┌──

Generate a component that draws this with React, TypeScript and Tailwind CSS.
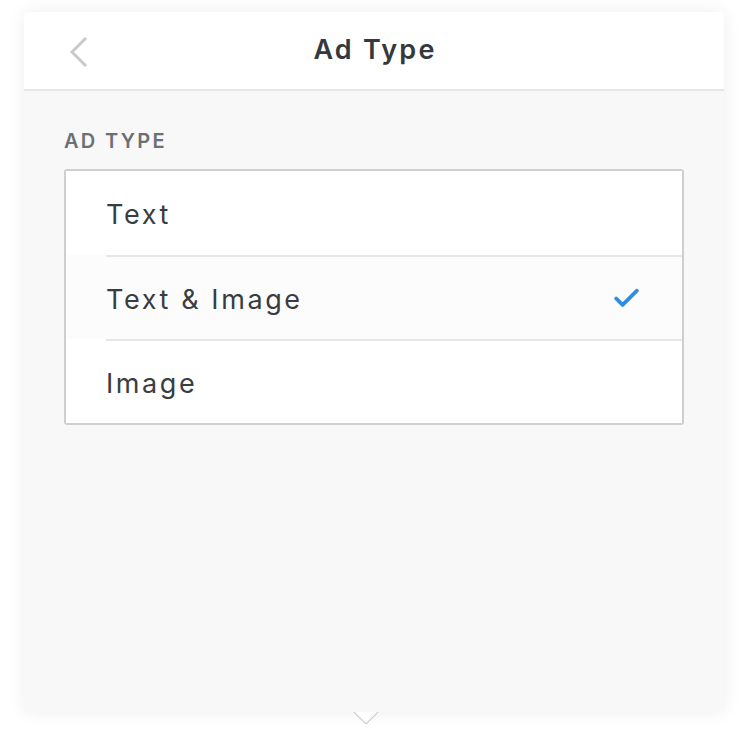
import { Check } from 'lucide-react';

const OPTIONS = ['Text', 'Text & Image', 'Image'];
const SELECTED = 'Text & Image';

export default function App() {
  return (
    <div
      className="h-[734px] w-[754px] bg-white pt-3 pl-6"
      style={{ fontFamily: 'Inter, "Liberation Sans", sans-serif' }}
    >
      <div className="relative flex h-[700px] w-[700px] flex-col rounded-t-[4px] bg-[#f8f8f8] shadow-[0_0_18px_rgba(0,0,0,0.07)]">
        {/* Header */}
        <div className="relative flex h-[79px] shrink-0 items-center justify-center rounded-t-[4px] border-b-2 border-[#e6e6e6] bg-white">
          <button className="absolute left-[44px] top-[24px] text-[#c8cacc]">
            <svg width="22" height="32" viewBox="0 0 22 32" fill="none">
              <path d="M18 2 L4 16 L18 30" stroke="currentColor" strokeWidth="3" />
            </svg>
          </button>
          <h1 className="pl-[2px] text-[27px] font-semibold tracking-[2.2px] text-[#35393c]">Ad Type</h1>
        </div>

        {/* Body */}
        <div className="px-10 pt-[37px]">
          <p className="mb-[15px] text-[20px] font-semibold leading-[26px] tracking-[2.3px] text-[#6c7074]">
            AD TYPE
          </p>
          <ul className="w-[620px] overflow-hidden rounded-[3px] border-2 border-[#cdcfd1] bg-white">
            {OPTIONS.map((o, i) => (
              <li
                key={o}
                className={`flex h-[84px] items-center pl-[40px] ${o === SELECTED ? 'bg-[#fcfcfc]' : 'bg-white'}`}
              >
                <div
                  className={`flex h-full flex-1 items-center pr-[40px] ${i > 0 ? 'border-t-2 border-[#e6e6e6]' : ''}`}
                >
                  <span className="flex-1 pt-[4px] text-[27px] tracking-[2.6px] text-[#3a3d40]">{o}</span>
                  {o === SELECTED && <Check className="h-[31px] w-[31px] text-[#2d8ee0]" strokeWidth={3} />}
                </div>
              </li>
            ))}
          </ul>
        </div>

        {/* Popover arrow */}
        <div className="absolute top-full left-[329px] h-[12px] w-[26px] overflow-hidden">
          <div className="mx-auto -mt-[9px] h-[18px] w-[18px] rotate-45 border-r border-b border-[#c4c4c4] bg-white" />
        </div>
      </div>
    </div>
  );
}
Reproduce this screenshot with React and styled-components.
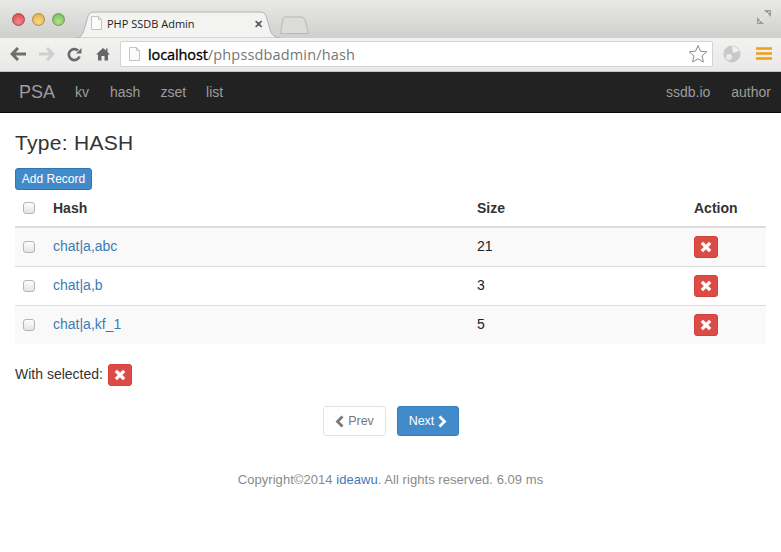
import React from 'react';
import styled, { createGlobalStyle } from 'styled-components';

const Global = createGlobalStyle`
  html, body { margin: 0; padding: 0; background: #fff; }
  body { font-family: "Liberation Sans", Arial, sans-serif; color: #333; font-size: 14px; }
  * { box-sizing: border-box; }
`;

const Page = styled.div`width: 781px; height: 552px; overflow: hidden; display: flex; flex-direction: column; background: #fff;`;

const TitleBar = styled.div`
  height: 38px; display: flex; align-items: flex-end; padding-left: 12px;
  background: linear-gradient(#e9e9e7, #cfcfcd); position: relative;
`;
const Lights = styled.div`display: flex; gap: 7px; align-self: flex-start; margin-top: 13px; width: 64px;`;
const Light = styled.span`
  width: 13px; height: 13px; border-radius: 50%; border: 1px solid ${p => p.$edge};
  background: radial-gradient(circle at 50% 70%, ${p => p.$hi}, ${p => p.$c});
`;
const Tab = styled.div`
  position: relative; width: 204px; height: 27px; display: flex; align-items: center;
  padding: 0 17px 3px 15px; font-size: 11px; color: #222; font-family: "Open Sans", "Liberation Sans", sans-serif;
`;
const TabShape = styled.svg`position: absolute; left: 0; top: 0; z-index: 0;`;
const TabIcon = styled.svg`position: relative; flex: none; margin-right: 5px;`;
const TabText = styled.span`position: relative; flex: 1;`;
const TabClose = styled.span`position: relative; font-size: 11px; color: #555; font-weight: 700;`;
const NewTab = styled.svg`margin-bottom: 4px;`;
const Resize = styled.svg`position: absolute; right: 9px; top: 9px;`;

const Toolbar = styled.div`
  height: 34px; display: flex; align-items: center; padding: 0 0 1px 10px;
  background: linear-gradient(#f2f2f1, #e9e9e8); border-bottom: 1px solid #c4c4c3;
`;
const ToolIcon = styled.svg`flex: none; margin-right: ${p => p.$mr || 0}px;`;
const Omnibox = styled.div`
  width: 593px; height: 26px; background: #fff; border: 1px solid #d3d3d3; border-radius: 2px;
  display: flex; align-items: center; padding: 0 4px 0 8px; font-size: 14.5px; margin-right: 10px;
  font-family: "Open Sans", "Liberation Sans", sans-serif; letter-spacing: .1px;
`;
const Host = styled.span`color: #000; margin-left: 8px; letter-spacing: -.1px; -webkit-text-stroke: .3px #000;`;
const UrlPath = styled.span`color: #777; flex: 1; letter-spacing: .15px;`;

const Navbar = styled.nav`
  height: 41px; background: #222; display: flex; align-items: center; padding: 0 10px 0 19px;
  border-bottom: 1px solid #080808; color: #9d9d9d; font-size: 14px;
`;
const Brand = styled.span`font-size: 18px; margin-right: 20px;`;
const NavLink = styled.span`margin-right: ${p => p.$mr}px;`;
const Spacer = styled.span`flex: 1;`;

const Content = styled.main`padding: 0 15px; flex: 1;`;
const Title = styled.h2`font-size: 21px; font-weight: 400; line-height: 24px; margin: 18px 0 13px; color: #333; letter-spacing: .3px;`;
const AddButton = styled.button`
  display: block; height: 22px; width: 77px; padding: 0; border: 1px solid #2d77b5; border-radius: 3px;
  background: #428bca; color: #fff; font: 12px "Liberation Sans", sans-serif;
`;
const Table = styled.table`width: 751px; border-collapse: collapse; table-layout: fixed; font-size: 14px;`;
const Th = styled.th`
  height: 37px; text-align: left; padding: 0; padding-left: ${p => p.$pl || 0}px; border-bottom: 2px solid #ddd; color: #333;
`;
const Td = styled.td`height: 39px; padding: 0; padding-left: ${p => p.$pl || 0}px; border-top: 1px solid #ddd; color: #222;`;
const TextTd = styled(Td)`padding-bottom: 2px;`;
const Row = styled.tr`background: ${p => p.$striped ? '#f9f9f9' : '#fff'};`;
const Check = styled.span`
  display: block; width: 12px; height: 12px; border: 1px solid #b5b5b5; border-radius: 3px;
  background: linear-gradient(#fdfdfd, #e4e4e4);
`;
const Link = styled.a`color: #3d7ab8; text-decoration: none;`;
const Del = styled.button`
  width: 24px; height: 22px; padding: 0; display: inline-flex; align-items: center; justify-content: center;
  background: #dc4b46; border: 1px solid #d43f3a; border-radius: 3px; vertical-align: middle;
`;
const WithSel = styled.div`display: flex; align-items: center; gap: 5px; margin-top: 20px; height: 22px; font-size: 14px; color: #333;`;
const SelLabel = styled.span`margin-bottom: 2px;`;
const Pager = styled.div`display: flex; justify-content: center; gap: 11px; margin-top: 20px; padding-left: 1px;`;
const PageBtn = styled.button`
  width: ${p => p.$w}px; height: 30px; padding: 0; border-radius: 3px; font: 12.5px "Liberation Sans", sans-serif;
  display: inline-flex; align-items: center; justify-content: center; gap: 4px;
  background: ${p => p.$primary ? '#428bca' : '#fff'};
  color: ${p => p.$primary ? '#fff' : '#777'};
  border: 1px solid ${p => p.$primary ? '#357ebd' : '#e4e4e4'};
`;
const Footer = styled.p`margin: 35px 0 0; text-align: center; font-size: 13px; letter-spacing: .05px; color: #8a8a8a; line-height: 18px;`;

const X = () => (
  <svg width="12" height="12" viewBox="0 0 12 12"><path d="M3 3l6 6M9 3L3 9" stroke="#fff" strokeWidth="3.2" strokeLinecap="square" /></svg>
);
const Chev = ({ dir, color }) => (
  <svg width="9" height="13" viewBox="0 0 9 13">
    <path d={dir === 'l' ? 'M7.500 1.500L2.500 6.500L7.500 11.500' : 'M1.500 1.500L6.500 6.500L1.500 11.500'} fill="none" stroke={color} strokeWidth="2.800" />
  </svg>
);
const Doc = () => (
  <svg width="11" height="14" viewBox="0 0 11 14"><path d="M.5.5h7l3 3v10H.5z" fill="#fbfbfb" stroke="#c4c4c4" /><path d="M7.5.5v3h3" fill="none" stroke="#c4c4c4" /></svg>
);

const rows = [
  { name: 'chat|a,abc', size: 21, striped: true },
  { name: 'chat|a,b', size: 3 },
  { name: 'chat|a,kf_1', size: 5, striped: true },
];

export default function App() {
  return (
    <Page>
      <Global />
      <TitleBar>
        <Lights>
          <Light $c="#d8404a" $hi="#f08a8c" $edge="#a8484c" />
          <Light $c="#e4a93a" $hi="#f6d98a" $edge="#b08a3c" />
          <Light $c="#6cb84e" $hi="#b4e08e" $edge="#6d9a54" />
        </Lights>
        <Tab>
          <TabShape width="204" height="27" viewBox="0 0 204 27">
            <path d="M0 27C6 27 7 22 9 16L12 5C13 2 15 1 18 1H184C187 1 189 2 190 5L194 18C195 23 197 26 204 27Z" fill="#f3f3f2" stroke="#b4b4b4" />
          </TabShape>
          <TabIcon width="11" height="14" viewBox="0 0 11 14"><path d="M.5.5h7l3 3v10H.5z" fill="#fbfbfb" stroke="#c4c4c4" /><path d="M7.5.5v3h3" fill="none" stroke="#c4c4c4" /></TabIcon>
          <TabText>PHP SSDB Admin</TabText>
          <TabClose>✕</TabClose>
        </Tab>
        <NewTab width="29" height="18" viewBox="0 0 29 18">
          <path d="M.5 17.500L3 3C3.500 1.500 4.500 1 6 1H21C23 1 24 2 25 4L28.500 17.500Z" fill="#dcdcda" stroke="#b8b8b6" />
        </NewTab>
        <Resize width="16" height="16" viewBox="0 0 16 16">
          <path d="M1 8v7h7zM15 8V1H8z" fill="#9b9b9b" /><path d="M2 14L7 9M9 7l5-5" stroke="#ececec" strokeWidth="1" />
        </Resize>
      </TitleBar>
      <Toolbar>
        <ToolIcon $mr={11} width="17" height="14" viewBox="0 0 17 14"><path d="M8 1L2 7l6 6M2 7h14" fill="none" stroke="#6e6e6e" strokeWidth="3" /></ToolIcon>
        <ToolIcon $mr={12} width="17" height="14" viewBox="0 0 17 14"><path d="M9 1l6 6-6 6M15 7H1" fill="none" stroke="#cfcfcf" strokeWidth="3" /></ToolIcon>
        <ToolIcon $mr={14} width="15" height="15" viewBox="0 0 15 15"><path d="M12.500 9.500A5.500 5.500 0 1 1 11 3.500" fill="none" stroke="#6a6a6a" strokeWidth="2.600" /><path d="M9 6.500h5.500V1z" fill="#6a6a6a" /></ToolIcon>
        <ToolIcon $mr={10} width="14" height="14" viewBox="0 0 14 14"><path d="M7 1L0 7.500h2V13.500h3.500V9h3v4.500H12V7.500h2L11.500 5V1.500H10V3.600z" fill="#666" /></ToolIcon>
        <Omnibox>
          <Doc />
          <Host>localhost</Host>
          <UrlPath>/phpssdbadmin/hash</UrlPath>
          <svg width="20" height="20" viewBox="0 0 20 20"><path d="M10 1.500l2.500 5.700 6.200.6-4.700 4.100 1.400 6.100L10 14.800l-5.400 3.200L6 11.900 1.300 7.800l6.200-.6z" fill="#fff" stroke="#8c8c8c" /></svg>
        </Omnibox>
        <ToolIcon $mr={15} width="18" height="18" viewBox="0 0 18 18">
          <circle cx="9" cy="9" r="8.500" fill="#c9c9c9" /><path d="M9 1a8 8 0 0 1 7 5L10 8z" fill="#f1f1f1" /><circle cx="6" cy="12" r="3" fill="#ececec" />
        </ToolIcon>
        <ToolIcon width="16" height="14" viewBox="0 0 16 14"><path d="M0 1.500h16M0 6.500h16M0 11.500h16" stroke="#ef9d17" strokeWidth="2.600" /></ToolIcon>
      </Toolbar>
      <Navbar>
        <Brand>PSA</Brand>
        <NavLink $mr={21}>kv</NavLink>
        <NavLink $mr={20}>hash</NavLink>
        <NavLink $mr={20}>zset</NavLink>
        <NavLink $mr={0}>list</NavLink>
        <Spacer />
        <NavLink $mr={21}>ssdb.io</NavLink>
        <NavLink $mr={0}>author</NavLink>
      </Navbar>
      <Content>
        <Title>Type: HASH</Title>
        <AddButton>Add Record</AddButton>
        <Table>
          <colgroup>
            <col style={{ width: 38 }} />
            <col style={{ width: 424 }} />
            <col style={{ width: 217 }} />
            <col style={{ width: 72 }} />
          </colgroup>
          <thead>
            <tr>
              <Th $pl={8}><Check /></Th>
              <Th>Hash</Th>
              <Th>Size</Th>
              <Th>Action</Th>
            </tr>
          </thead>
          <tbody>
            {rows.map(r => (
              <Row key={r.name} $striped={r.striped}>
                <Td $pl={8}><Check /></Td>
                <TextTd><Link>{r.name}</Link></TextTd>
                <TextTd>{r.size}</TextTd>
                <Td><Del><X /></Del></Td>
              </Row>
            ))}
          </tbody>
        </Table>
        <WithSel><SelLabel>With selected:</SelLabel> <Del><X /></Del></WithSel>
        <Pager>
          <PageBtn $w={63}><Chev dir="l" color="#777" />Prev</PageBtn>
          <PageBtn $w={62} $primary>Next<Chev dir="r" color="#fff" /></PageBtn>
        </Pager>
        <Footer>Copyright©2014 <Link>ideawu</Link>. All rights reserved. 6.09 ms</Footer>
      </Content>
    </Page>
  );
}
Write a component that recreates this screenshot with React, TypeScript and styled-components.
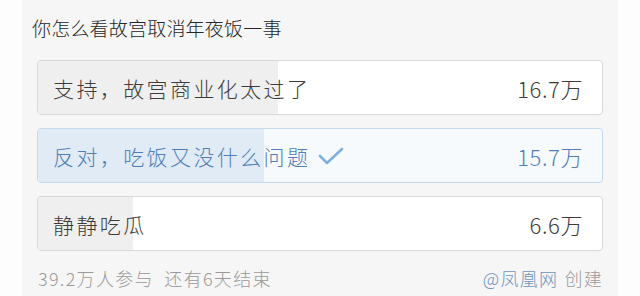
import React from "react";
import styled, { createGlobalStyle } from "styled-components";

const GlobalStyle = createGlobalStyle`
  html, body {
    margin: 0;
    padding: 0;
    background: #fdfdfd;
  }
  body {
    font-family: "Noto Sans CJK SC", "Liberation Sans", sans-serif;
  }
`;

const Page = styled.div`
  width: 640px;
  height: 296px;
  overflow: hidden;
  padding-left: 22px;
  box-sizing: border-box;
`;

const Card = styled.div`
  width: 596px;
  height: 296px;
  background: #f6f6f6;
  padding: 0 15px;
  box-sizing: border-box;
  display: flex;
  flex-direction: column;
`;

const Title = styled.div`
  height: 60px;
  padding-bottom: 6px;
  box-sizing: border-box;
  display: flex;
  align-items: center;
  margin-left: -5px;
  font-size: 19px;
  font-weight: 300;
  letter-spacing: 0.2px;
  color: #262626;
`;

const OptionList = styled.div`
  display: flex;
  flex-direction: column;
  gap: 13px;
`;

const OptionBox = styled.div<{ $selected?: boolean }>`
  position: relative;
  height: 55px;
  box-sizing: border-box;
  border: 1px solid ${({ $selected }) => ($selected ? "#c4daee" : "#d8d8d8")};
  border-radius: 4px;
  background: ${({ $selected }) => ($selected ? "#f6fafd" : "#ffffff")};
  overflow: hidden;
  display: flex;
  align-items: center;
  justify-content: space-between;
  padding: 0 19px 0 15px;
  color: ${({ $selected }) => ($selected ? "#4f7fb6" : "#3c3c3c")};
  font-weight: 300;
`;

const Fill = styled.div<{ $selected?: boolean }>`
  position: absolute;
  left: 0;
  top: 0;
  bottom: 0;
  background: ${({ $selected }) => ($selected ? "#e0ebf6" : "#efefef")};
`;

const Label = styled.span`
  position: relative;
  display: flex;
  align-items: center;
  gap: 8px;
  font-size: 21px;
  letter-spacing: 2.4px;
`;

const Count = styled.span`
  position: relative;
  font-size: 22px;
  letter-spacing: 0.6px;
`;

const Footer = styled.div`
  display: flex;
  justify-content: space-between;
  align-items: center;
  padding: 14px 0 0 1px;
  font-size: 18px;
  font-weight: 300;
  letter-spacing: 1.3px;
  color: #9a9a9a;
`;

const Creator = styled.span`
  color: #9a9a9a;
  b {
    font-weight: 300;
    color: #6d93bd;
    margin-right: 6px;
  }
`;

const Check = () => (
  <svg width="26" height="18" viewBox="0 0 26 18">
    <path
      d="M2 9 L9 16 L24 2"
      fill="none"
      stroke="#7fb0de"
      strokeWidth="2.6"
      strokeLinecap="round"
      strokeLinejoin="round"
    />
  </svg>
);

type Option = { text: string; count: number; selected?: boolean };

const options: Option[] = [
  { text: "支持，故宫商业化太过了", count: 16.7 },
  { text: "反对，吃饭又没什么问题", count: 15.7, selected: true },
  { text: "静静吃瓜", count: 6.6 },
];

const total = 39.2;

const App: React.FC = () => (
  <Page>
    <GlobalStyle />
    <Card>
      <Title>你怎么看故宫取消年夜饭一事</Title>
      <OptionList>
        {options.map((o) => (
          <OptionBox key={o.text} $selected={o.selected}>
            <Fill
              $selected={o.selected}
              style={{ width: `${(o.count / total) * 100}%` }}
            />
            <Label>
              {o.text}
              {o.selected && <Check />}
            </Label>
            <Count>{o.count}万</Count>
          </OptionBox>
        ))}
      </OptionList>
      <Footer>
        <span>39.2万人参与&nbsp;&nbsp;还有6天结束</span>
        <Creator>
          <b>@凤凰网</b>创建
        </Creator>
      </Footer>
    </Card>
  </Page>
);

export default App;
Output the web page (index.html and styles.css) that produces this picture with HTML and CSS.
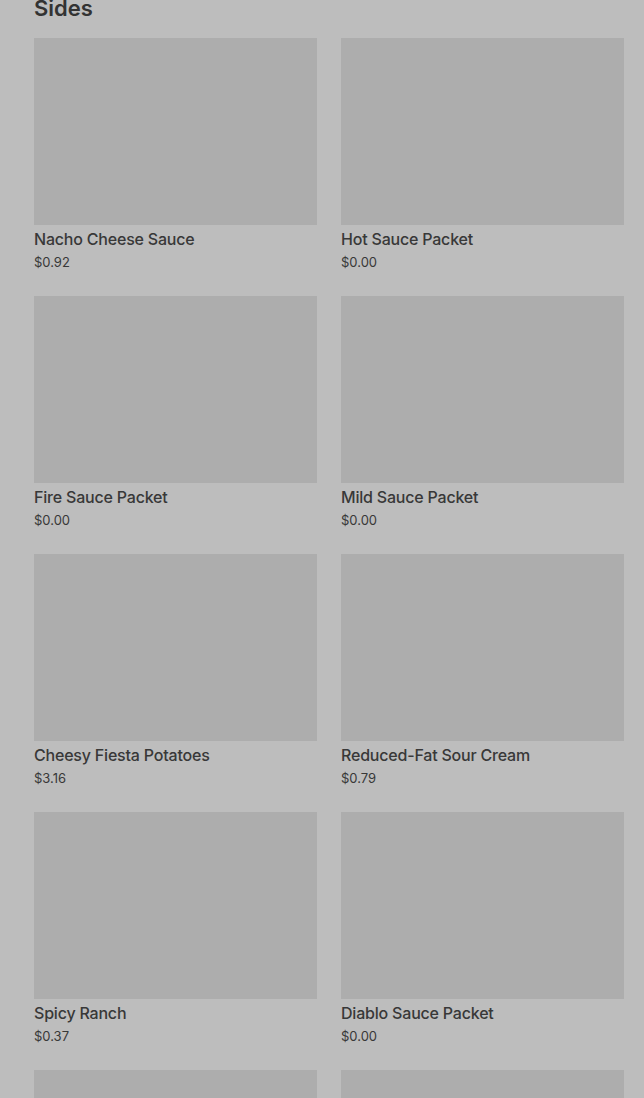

└──

Pictures are excluded: retype only the lines from the beginning of the listing above through the line with "const SELECTED = 'Text & Image';", both included.

Task output:
Generate a component that draws this with React, TypeScript and Tailwind CSS.
import { Check } from 'lucide-react';

const OPTIONS = ['Text', 'Text & Image', 'Image'];
const SELECTED = 'Text & Image';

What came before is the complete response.